# EXERCISE
Work out how many lines hold the string "React". The answer is a single number, nothing more.

# DATASET SECTION
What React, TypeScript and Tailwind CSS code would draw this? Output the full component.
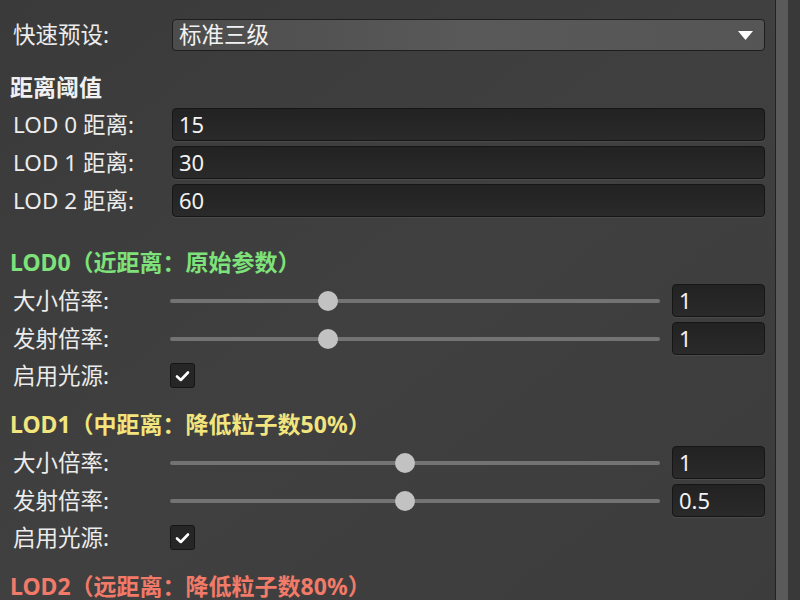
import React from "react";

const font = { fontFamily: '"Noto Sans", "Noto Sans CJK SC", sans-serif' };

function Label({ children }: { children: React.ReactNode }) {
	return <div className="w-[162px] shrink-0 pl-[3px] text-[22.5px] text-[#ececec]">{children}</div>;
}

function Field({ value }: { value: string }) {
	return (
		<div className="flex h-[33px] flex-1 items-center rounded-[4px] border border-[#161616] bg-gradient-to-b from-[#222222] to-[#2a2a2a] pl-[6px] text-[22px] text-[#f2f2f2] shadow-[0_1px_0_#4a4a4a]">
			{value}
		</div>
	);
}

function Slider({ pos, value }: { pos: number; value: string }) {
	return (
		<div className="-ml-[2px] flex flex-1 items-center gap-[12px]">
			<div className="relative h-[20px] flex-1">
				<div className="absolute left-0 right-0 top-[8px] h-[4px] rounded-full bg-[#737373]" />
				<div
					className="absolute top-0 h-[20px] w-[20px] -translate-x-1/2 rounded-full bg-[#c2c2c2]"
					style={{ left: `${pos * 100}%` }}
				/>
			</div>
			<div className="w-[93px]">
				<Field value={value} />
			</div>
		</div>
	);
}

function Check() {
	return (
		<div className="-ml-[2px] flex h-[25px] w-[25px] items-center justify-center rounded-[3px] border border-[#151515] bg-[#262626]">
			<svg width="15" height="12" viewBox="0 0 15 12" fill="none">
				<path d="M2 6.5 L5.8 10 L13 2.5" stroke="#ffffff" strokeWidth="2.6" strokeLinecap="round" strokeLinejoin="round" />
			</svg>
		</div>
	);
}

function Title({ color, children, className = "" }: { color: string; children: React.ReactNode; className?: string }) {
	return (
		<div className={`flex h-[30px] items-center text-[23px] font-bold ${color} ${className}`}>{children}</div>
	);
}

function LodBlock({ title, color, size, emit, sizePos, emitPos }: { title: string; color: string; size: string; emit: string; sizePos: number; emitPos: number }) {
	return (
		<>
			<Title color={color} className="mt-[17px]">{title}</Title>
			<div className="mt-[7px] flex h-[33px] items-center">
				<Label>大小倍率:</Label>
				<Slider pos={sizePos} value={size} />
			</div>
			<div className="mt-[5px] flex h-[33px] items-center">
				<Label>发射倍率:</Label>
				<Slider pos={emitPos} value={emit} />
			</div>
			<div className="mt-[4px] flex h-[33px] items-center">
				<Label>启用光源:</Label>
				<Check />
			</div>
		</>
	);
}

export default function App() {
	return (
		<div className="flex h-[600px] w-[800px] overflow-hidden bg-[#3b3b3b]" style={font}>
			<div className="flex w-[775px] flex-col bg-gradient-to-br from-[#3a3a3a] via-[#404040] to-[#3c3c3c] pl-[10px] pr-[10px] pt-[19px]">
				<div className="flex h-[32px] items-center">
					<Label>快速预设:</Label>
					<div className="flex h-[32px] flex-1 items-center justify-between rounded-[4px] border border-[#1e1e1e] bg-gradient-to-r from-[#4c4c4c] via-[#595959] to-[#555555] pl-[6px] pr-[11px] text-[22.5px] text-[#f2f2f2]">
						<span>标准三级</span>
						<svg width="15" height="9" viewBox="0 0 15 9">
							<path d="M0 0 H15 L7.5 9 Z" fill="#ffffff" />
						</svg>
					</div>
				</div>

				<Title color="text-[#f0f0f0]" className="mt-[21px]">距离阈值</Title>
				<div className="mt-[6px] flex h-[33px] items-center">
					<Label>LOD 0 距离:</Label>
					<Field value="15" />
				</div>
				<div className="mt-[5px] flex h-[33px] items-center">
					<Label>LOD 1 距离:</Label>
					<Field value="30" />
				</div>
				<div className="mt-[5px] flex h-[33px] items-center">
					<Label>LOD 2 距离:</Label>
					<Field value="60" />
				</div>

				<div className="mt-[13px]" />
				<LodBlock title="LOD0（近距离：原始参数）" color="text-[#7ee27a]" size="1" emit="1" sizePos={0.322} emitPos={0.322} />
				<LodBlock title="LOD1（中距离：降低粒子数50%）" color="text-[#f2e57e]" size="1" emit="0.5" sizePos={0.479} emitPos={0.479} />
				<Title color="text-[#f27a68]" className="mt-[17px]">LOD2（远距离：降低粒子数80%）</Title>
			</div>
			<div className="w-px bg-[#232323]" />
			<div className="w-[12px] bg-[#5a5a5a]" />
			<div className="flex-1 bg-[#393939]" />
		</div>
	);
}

# ANSWER TO THE EXERCISE
4